I’m trying to integrate Proofmode into the Save app (net.opendasharchive.openarchive.release) for cryptographic content authentication and archival purposes. However, the F-Droid build pipeline is rejecting the application due to several policy violations related to the Proofmode dependency.
Current blockers:
Pre-compiled AAR library: Proofmode depends on c2pa-release.aar, which is a pre-compiled Android Archive library. This can’t be built from source in the current F-Droid pipeline.
Binary test assets: Test assets in proofmode/android-libproofmode/src/androidTest/assets/ contain binary blobs.

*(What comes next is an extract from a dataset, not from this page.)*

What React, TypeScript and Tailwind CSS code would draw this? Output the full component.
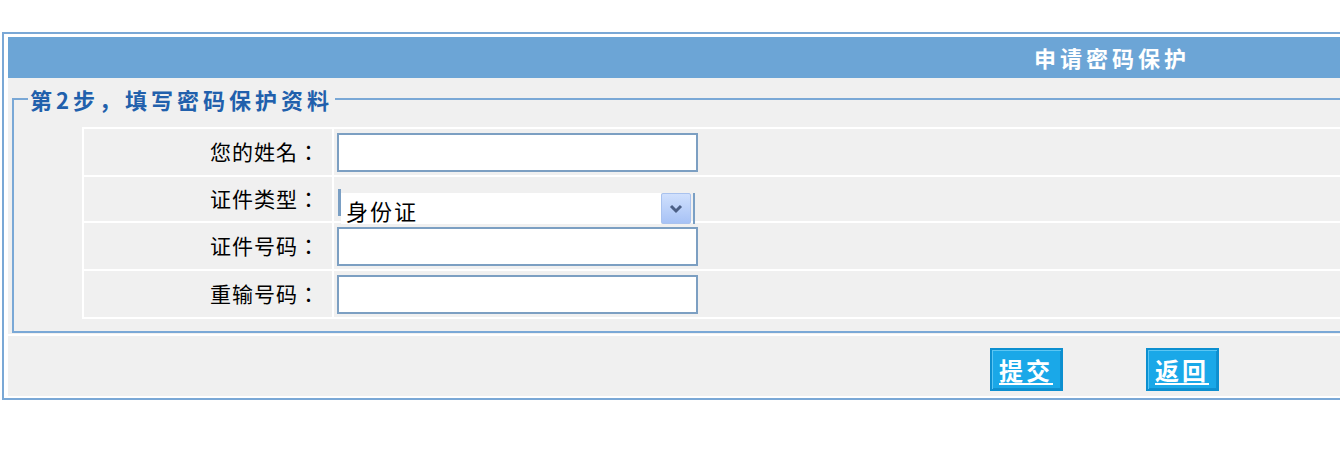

Does F-Droid have a policy for integrating libraries that are only distributed as pre-compiled AARs?
Does F-Droid support building Android libraries that include Rust components, and what are the requirements for Rust dependencies?
Is there a path forward for integrating authentication/verification libraries that have these constraints?
The Save app’s mission aligns with F-Droid’s values around privacy and transparency. Proofmode is critical for ensuring content authenticity in archival and documentation scenarios. We’d appreciate guidance on whether there’s a way to meet F-Droid’s requirements while maintaining this functionality.
As @Licaon_Kter points out, even though Maven Central is allowlisted by F-Droid, it offers no guarantee that the artifact vend from there is built from OSS code.
What we do for Firestack is publish build (provenance) and SBOM (document) attestations (“witness attestations”). And so, folks can verify if the AAR they are downloading from any repository is the one GitHub built (and then verify if the corresponding GitHub workflow run built the artifact from source): Attestations · celzero/firestack · GitHub
I think the path forward might be to rebuild the library from source rather than relying on the pre‑compiled AAR. That way, you avoid licensing or binary‑blob issues that seem to trigger the policy rejection. If Proofmode’s source can compile with Rust dependencies under FLOSS build tools, that might satisfy the inclusion rules.
Hardware-Assisted Builds Environments (aka SLSA Build Level 3) seem much easier sell for maintainers who are on GitHub (which is the case for proofmode), as it provides similar integrity/verifiability guarantees.